The bulk of La mer was composed during a visit to Burgundy – a long way from the nearest sea – although the work was completed in the English seaside town of Eastbourne. The composer himself argued that his inspiration was drawn from a range of ocean view paintings and from literature in which the sea played a major part. Debussy described the work as 'Three symphonic sketches for orchestra' (Trois esquisses symphoniques pour orchestre), thus avoiding the term 'symphony', which would have imposed a specific musical structure, as well as the expression 'symphonic poem', which would imply that the music was descriptive in nature. 'Sketches' was a wise choice, precisely because it neatly conveys that the music is meant to do no more than provide an impression.
Whereas Debussy occupied himself spontaneously and intuitively with looking for new sounds, Ravel placed much more emphasis on the effect that the sounds could have in the context of a musical story.

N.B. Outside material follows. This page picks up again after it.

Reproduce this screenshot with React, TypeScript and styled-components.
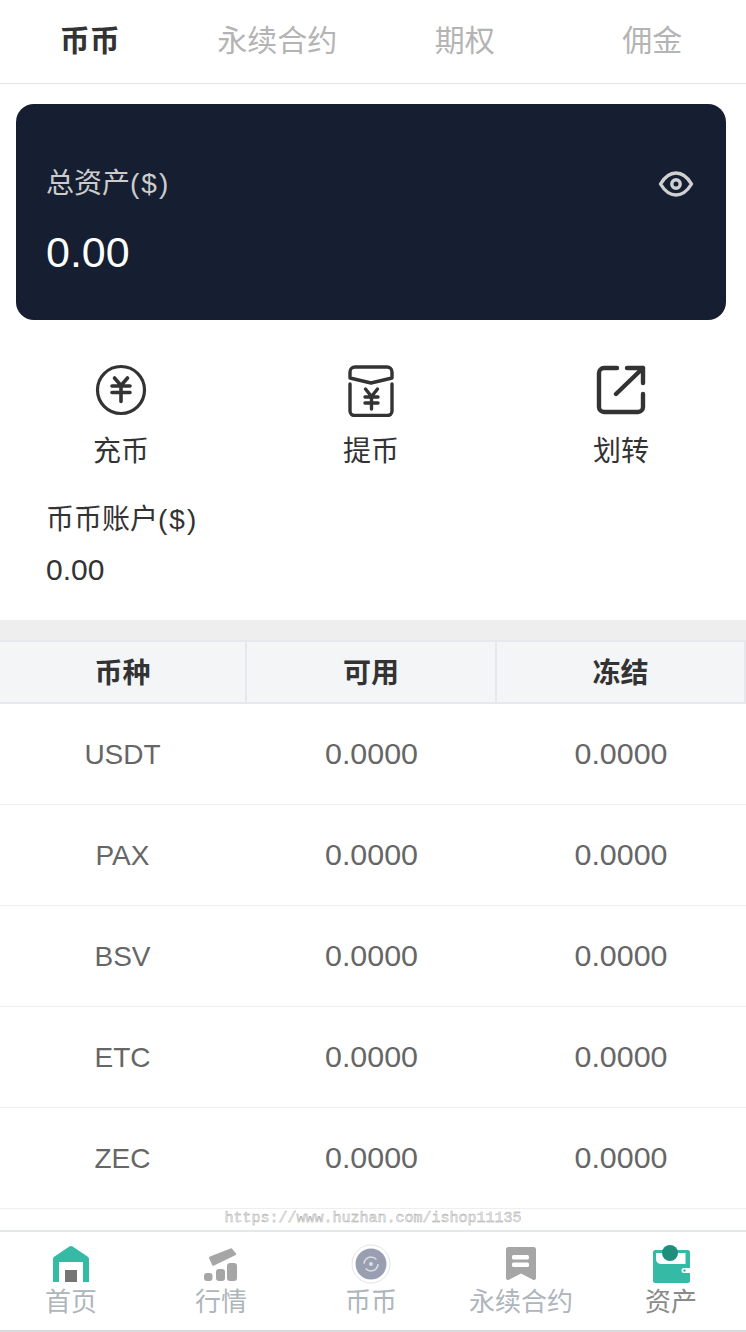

One of these dazzling impressionist tales was the suite Mother Goose (Ma mère l’Oye). Between 1908 and 1910, he wrote a simple suite of piano pieces for four hands for the children of some friends, inspired by a few fairy tales that he took in part from the Tales of Mother Goose by Charles Perrault. Albeit the music was not technically difficult, the subtlety of the sound and melodies imbued the work with extreme refinement. This became clearly evident when he subsequently arranged to work for orchestra, refining the music even further with the larger orchestral sound palette. Ravel used this orchestral version in 1912 for a ballet.